DATA IN THIS EXERCISE:
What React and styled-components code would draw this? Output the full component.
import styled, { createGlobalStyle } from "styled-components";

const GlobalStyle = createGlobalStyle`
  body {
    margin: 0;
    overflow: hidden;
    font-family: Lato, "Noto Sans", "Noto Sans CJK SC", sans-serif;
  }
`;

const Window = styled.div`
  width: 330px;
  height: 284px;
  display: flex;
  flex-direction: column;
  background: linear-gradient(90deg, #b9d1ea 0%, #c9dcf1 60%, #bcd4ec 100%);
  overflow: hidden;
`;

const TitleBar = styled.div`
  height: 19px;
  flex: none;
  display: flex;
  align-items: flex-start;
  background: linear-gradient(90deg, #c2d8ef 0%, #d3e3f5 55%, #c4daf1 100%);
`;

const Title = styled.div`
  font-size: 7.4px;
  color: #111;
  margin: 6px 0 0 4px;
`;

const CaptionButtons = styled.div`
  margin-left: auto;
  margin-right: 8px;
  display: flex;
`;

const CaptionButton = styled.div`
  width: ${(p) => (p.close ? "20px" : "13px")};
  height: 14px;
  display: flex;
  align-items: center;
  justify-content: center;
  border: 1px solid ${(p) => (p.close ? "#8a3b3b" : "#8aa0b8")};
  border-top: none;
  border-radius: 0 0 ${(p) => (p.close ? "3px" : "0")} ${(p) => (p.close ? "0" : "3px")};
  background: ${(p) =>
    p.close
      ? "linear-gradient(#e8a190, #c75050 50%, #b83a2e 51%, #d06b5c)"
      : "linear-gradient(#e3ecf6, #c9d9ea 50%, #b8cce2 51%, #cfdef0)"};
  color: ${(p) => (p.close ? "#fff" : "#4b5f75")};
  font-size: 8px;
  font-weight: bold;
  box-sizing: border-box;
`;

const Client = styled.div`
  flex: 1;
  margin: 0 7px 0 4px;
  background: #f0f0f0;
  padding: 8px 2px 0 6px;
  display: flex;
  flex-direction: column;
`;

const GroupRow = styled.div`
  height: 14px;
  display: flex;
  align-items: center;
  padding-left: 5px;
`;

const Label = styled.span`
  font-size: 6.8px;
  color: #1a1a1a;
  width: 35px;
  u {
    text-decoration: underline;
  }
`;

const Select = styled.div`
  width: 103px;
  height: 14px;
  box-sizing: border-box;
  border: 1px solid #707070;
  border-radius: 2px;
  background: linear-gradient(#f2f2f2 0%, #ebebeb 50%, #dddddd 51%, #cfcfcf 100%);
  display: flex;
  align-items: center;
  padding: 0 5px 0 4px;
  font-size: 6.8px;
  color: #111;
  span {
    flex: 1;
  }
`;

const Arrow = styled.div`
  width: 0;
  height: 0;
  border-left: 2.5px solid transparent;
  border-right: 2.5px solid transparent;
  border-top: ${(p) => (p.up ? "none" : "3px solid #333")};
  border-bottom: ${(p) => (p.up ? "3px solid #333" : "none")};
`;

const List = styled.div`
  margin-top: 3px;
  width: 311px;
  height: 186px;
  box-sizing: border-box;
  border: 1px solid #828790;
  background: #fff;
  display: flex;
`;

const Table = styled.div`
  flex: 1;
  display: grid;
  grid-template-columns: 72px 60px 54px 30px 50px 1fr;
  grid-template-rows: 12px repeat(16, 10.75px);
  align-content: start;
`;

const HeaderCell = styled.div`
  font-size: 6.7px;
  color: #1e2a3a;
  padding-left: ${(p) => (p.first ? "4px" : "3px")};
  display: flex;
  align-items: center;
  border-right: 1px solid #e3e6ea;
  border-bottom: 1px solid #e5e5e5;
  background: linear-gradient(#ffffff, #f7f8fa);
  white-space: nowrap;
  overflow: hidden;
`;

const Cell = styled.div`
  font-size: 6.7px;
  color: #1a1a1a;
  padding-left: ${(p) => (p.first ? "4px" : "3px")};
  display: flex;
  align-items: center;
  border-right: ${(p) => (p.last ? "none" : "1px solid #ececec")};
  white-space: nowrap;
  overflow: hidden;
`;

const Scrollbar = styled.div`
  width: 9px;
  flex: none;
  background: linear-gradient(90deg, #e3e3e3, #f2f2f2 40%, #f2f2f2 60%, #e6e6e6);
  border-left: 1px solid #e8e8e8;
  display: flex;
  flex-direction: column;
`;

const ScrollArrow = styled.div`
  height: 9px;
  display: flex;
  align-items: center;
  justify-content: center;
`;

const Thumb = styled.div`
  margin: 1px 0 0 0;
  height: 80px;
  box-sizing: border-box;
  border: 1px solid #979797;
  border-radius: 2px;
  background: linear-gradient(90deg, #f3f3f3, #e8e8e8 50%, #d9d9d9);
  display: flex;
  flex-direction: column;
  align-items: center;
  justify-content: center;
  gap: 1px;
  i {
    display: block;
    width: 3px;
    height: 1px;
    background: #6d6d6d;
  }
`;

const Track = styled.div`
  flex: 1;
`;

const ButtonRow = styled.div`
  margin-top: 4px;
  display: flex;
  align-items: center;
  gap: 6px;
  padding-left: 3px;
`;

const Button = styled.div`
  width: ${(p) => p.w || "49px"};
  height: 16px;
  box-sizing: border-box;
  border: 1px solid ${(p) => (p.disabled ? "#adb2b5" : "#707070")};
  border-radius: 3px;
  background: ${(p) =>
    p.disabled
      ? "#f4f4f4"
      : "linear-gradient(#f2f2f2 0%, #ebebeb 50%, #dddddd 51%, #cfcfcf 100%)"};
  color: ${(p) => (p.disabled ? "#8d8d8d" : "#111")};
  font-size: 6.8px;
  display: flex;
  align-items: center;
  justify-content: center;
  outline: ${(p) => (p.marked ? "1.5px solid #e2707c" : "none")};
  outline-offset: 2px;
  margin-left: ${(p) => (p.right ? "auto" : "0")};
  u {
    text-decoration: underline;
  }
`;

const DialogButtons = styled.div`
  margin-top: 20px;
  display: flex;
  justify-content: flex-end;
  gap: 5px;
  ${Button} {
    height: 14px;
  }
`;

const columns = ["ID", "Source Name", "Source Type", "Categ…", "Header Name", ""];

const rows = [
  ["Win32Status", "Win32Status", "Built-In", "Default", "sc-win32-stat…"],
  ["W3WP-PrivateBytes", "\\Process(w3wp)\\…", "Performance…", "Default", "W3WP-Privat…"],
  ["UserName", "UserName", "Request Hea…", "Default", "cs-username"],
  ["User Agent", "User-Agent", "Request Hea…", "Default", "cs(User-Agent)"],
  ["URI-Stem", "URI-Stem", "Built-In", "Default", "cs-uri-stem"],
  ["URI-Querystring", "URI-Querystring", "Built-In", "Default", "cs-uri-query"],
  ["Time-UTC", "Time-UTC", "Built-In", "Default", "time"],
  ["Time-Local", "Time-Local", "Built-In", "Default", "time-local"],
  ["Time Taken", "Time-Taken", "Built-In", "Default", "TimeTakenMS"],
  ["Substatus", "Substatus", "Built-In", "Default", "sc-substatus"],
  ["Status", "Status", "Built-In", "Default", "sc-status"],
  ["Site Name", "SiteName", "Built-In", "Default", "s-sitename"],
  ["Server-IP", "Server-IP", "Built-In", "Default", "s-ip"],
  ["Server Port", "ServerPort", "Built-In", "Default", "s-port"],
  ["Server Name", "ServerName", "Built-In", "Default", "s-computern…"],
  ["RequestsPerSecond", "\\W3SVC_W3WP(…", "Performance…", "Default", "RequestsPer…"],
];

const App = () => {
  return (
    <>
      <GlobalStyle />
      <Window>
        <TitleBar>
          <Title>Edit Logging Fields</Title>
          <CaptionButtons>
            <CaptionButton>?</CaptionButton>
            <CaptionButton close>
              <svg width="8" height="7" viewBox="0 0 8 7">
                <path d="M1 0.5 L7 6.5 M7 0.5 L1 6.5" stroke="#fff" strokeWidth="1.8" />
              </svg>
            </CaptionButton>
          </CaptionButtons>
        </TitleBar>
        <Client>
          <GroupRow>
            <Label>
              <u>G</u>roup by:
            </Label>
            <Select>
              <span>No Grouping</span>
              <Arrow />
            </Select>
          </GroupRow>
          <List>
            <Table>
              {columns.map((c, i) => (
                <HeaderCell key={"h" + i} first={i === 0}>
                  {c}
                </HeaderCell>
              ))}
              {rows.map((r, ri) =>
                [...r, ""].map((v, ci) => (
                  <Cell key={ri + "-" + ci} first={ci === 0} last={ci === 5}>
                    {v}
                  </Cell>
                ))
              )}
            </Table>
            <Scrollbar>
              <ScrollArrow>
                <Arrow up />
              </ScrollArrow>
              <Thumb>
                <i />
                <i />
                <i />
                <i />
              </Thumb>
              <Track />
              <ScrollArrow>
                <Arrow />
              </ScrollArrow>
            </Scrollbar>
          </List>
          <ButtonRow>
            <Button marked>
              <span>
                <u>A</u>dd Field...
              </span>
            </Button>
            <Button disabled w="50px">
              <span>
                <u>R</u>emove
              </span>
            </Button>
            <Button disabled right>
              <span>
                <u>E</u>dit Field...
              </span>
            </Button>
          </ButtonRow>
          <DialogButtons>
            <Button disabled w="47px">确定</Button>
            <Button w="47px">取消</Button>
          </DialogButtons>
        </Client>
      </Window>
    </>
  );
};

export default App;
* * *
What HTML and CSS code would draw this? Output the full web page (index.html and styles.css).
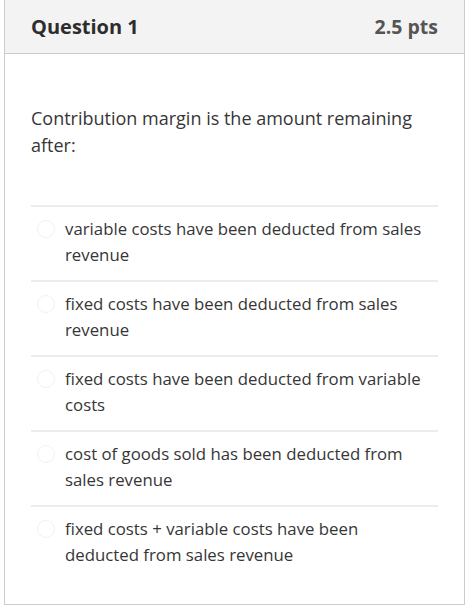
* * *
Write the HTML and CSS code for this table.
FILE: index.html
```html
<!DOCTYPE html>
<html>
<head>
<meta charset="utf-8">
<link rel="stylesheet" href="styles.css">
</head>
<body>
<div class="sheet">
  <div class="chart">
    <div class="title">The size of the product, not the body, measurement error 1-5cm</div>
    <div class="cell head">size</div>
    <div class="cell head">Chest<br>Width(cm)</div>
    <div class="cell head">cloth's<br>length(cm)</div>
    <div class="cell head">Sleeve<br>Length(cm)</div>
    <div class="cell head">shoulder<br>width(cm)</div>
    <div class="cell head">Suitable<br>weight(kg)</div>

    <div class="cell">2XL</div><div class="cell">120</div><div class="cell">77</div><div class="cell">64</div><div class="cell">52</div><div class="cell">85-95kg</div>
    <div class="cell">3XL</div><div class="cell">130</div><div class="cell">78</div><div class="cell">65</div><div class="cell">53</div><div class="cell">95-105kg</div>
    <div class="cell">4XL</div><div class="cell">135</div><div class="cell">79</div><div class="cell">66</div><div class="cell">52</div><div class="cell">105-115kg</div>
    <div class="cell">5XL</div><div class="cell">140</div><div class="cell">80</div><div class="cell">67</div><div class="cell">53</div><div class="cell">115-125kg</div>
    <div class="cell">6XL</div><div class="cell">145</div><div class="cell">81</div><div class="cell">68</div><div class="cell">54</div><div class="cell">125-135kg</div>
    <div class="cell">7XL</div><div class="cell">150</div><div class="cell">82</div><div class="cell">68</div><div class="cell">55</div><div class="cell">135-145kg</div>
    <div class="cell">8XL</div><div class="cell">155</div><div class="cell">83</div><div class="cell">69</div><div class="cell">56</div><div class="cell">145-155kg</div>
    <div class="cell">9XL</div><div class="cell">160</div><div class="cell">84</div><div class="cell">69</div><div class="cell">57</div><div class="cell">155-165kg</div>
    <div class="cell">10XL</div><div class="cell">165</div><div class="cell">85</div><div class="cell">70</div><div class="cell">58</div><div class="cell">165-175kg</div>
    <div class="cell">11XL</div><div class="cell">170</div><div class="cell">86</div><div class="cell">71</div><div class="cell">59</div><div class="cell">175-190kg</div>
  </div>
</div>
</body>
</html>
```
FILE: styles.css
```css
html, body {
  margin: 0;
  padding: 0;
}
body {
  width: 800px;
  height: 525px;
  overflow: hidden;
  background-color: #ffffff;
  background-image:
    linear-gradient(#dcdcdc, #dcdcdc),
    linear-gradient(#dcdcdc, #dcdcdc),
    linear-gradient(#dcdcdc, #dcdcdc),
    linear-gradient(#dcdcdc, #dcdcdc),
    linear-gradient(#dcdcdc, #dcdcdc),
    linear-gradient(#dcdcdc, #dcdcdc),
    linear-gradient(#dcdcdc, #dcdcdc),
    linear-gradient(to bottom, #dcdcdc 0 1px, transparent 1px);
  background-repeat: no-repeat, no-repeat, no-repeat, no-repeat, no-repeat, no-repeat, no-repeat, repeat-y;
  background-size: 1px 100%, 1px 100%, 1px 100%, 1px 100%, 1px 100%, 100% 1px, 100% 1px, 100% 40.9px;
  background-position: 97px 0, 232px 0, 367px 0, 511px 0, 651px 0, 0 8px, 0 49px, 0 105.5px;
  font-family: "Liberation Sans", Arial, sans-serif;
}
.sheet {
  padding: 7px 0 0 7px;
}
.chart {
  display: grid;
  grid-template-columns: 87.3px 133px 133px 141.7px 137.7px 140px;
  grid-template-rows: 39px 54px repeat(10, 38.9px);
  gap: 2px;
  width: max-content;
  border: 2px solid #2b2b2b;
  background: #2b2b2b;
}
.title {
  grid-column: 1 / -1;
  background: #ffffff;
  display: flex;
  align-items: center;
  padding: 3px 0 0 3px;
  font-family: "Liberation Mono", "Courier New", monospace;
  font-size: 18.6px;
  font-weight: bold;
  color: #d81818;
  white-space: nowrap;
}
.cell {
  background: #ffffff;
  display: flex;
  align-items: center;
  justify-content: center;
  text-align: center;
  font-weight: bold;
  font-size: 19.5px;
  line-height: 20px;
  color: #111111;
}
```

WHAT THE TASK REQUIRES:
Go over the entries above and say how many lines hold the string "draw", with no other text.

REPLY TO THE EXERCISE:
2